Thursday, May 20, 2010

wow its been way to long

i cant believe its been 2 months since my last entry. there is so much i want to talk about. so many things have happened in my life and i don't know where to start. well first of all. i just want to say how much i love Malinda. she is the rock in my life. i have loved many girls before. but she is the first one to show my what true love is. i don't know how many times i need to tell her to show her how much i truly love her. when we first met her i had friends tell me that it was a bad idea to date her. but you know what. she made me happy and that was all that mattered to me. i have lost some of those friends because of it. and you know what i am happier for it. i am happier that i have found the love of my life. i cant wait to spend the rest of my life with Malinda.

one thing that does make it hard for me is the family. now my friends (the world, I'm saying this because i need to get this off of my chest. i need to vent. and if you have read my blog before then you know that this is where i go and vent. i talk to the world like you are my friends. this is where i am home. if you have something nice to say or advice then i will welcome it). OK back to my story. for most of my life my dad has always put me down. I'm not trying to sit here and cry about it. its not me. but you know i thought that when i got married i could spend time with my father in law. i was so excited for it. i thought to myself i might have someone that i can go to when i need advice for my family. sadly i wont be able to do that. no matter what i do, i try and talk to him but its like i don't exists to him. and he has tried almost everything to break us up. i don't know what to do. i cant lay there and take it like the other guys do. if you know me then you know that i don't back down from anyone. but i just wish there was something that i could to make him see me for me and that all i want to do is make Malinda happy. so any advice would be helpful.

so i have also had this great idea. if you have been reading my statuses on facebook then you know what i am talking about. something that has caught my attention here in Austin are the mass amounts of trailers that i have taken over the city. i look around and its like they are everywhere. and for the most part they really aren't anything special. i mean there have been tacos truck going around construction sites for years. that's nothing new. now there are better ones to try now. you can find everything from tacos to pizza to some thing in a cone. ( ok you were the executive chef at hudson on the bend and your best idea was to sell food out of a cone. yeah now i see why you were fired.) most of what you find is VERY unhealthy. well have no fear Austin i am coming. i present to my city. "The Pasta Trailer". we will have healthy items to eat. things that you wont feel bad to eat. pasta that you love. pasta that you grew up eating. the ones that make you scream for more. we cant wait to open. we cant wait to show our great city that there is something healthy out there to eat that tastes great. oh man im so excited.

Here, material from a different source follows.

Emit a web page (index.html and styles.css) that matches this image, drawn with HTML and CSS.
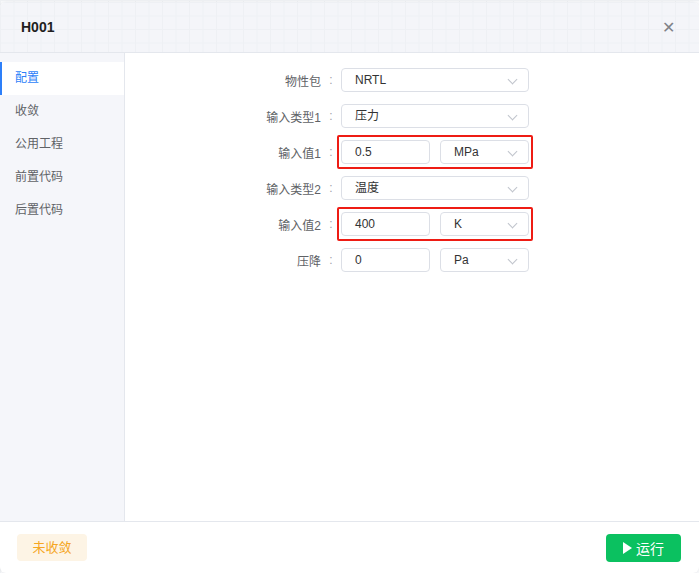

ok so now that i have vented and i have told some happy news and what not. there is something that i want to talk about. now if you didn't know. i am a very emotional person. i mean i show how i feel on my shoulder. its funny my life can be told through blue octobers music. its really weird cause most of the music is written by a bi-polar genius. i have ups and downs. all the time. i feel depressed, sad, moody. i cant explain it. its really hard. i feel bad for Malinda sometimes cause she doesn't know what to do or what to tell me. i feel like a little kid. i see myself doing this and i cant do anything about it. i think i need to talk about this more often on here. this is my home. this is where i am myself. i love talking to the world. i have no idea who reads this. i don't know if i know you. or your one of my closes friends. i try everyday to be happy. i put on a smile and go. i do what i do for Malinda. i try so hard for her. but sometimes i feel like its not enough. i put her through so much. and it hurts too. i see what she goes through with her dad. with everything that i have seen that he puts her through i can see why she would want to give up. but she doesn't. she stands up for what she believes in. she follows her dreams. ( now if you have read this before then you know that i am a huge believer in doing what you love and loving what you do). to see her look at what is she is capable of doing and to watch the creative side of her just shine. just makes me so happy. i love every minute of it. if you don't love what you do in life then why do it. i don't understand how people can do something that they hate everyday. it makes no sense to me.

well its late. and i feel like i have taken up to much of your time. oh one more thing. even though i don't really have a father figure to show me the ropes to becoming a husband and later being a father. i have one great mom. she is the one who shows me how to love. and how to be loved. i also have randall wright. that is a man that i admire more then any man that i know. even though i am not one of his kids he treats me like his own. and has loved me like a son. and for that i am forever great ful. so world chase your dreams. dont let anyone get in your way of following your dreams. become that person that you want to be. become you.